Augustine’s conception of paradise is vastly higher than the Pelagian, and involves a far deeper fall and a far more glorious manifestation of redeeming grace. The first state of man resembles the state of the blessed in heaven, though it differs from that final state as the undeveloped germ from the perfect fruit. According to Augustine man came from the hand of his Maker, his genuine masterpiece, without the slightest fault. He possessed freedom, to do good; reason, to know God; and the grace of God. But by this grace Augustine (not happy in the choice of his term) means only the general supernatural assistance indispensable to a creature, that he may persevere in good. The relation of man to God was that of joyful and perfect obedience. The relation of the body to the soul was the same. The flesh did not yet lust against the spirit; both were in perfect harmony, and the flesh was wholly subject to the spirit. "Tempted and assailed by no strife of himself against himself, Adam enjoyed in that place the blessedness of peace with himself." To this inward state, the outward corresponded. The paradise was not only spiritual, but also visible and material, without heat or cold, without weariness or excitement, without sickness, pains, or defects of any kind. The Augustinian, like the old Protestant, delineations, of the perfection of Adam and the blissfulness of paradise often exceed the sober standard of Holy Scripture, and borrow their colors in part from the heavenly paradise of the future, which can never be lost.

Yet Augustine admits that the original state of man was only relatively perfect, perfect in its kind; as a child may be a perfect child, while he is destined to become a man; or as the seed fulfils its idea as seed, though it has yet to become a tree. God alone is immutable and absolutely good; man is subject to development in time, and therefore to change. The primal gifts were bestowed on man simply as powers, to be developed in either one of two ways. Adam could go straight forward, develop himself harmoniously in untroubled unity with God, and thus gradually attain his final perfection; or he could fall away, engender evil ex nihilo by abuse of his free will, and develop himself through discords and contradictions. It was graciously made possible that his mind should become incapable of error, his will, of sin, his body, of death; and by a normal growth this possibility would have become actual. But this was mere possibility, involving, in the nature of the case, the opposite possibility of error, sin, and death.

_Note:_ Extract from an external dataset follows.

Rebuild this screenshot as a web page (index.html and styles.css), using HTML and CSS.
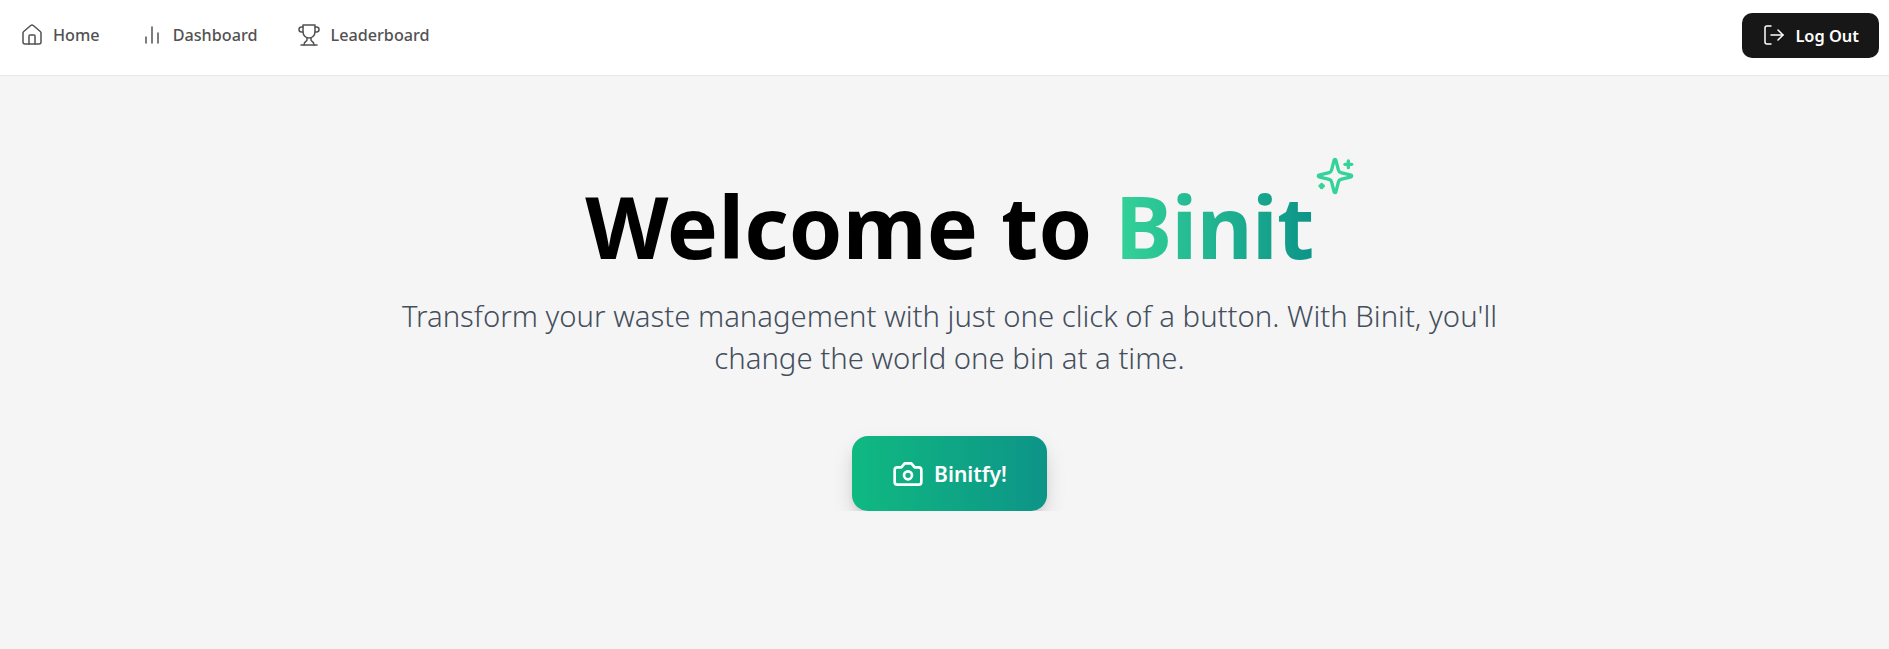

Augustine makes the important distinction between the possibility of not sinning and the impossibility of sinning. The former is conditional or potential freedom from sin, which may turn into its opposite, the bondage of sin. This belonged to man before the fall. The latter is the absolute freedom from sin or the perfected holiness, which belongs to God, to the holy angels who have acceptably passed their probation, and to the redeemed saints in heaven.

In like manner he distinguishes between absolute and relative immortality. The former is the impossibility of dying, founded upon the impossibility of sinning; an attribute of God and of the saints after the resurrection. The latter is the bare pre-conformation for immortality, and implies the opposite possibility of death. This was the immortality of Adam before the fall, and if he had persevered, it would have passed into the impossibility of dying; but it was lost by sin.

Freedom, also, Augustine holds to be an original endowment of man; but he distinguishes different kinds of it, and different degrees of its development, which we must observe, or we should charge him with self-contradiction.

By freedom Augustine understands, in the first place, simply spontaneity or self-activity, as opposed to action under external constraint or from animal instinct. Both sin and holiness are voluntary, that is, acts of the will, not motions of natural necessity. This freedom belongs at all times and essentially to the human will, even in the sinful state (in which the will is, strictly speaking, self-willed); it is the necessary condition of guilt and punishment, of merit and reward. In this view no thinking man can deny freedom, without destroying the responsibility and the moral nature of man. An involuntary will is as bald a self-contradiction as an unintelligent intelligence.

A second form of freedom is the liberum arbitrium, or freedom of choice. Here Augustine goes half-way with Pelagius; especially in his earlier writings, in opposition to Manichaeism, which denied all freedom, and made evil a natural necessity and an original substance. Like Pelagius he ascribes freedom of choice to the first man before the fall. God created man with the double capacity of sinning or not sinning, forbidding the former and commanding the latter. But Augustine differs from Pelagius in viewing Adam not as poised in entire indifference between good and evil, obedience and disobedience, but as having a positive constitutional tendency to the good, yet involving, at the same time, a possibility of sinning. Besides, Augustine, in the interest of grace and of true freedom, disparages the freedom of choice, and limits it to the beginning, the transient state of probation. This relative indecision cannot be at all predicated of God or the angels, of the saints or of sinners. It is an imperfection of the will, which the actual choosing of the good or the evil more or less surmounts. Adam, with the help of divine grace—without which be might will the good, indeed, but could not persevere in it—should have raised himself to the true freedom, the moral necessity of good, but by choosing the evil, he fell into the bondage of sin. Augustine, however, incidentally concedes, that the liberum arbitrium still exists even in fallen man, that he can choose, not indeed between sin and holiness, but between individual actions within the sphere of sinfulness and of justitia civilis.

Finally, Augustine speaks most frequently and most fondly of the highest freedom, the free self-decision or self-determination of the will towards the good and holy, the blessed freedom of the children of God; which still includes, it is true, in this earthly life, the possibility of sinning, but becomes in heaven the image of the divine freedom, a felix necessitas boni, and cannot, because it will not, sin. it is the exact opposite of the dura necessitas mali in the state of sin. It is not a faculty possessed in common by all rational minds, but the highest stage of moral development, confined to true Christians. This freedom Augustine finds expressed in that word of our Lord: "If the Son shall make you free, ye shall be free indeed." It does not dispense with grace, but is generated by it; the more grace, the more freedom. The will is free in proportion as it is healthy, and healthy in proportion as it moves in the element of its true life, in God, and obeys Him of its own spontaneous impulse. To serve God is the true freedom.